-- Challenge --
Locate the word "index" in the entries below, then gather every line that holds it.

-- Listed records --
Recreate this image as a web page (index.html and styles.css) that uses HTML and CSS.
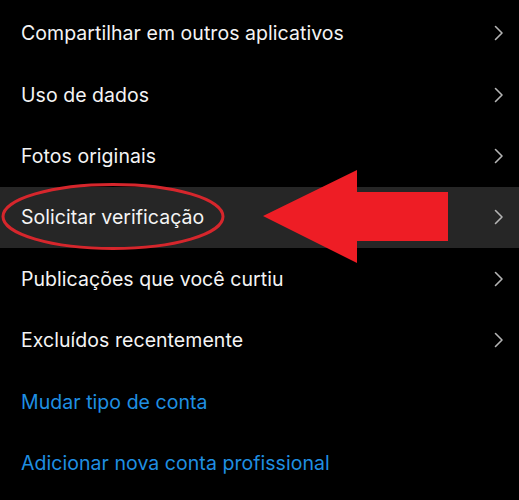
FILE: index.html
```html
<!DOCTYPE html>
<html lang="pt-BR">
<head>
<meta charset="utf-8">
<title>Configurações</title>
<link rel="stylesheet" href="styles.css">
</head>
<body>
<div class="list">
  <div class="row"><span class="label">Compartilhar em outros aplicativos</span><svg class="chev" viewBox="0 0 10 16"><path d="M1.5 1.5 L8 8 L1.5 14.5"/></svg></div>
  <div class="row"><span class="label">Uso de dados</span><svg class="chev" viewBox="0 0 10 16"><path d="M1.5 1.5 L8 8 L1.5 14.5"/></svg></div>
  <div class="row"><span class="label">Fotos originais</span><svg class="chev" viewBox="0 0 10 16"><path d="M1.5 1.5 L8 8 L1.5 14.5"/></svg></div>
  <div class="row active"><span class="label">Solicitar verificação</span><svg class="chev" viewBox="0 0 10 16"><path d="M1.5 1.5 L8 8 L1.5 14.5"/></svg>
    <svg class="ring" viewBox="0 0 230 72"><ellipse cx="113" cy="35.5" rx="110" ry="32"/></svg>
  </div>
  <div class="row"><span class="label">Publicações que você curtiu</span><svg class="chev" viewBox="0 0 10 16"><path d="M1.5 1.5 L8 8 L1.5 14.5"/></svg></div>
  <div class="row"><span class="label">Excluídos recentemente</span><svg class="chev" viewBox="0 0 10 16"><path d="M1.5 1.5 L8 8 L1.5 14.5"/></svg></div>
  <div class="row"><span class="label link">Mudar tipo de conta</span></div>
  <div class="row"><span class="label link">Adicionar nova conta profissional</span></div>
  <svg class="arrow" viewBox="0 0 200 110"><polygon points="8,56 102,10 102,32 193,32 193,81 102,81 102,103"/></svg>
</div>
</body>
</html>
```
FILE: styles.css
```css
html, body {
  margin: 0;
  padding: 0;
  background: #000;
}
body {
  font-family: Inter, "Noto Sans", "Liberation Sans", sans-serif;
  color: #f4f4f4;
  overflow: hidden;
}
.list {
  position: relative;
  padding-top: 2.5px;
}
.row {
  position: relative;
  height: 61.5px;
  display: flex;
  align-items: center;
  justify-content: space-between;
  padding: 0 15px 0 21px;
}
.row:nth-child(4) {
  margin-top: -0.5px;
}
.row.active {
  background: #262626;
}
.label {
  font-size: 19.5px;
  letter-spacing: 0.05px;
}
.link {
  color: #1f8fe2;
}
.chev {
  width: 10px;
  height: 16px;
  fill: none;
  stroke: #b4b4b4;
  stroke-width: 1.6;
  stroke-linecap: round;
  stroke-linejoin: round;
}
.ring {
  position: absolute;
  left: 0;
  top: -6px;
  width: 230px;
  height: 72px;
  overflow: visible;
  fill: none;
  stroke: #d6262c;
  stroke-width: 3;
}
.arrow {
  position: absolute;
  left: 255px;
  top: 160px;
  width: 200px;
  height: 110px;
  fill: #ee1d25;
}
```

---

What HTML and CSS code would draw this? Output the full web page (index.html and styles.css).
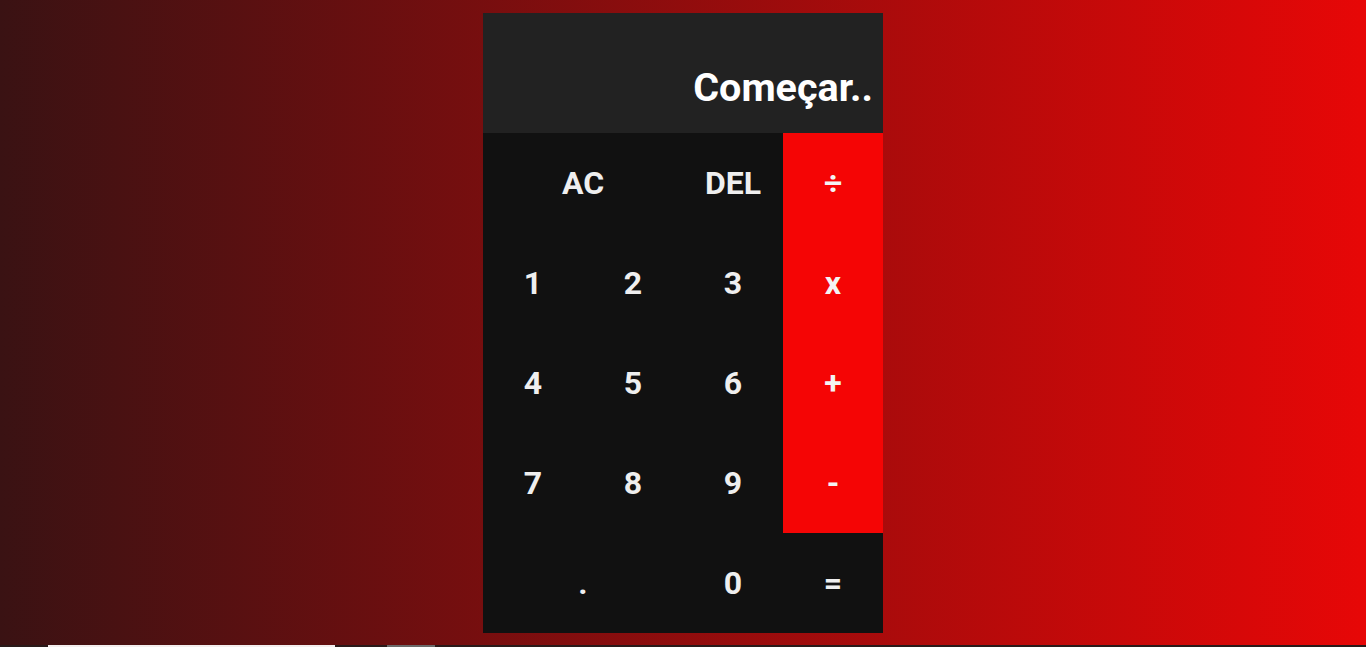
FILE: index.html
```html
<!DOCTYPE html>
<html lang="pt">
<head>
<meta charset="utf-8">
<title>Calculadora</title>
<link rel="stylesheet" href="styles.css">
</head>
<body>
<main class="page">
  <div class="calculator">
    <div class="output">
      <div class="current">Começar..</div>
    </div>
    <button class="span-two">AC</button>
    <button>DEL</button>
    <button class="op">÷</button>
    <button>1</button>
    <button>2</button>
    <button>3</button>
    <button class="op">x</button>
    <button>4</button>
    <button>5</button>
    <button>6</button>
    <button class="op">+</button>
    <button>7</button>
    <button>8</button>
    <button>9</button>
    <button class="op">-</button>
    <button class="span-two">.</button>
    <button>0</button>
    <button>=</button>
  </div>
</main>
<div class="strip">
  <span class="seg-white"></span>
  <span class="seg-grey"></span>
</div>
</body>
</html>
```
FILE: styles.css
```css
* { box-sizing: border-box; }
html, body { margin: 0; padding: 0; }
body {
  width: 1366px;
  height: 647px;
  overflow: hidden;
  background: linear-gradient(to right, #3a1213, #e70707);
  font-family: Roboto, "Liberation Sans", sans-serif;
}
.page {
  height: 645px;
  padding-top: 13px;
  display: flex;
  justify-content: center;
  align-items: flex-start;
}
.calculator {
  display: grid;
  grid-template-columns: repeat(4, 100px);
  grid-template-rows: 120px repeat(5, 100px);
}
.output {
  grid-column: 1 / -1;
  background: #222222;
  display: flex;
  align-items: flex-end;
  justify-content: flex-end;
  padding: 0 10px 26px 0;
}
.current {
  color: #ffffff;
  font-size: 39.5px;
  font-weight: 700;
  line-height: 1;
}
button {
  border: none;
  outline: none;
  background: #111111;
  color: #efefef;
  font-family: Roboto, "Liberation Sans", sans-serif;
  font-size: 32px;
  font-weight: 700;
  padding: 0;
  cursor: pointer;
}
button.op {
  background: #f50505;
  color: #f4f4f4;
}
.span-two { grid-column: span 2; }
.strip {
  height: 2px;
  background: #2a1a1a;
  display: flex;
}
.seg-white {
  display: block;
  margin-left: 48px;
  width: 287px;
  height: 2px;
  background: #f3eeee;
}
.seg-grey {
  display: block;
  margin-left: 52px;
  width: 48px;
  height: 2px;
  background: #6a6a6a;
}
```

-- Written solution --
Recreate this image as a web page (index.html and styles.css) that uses HTML and CSS.
FILE: index.html
What HTML and CSS code would draw this? Output the full web page (index.html and styles.css).
FILE: index.html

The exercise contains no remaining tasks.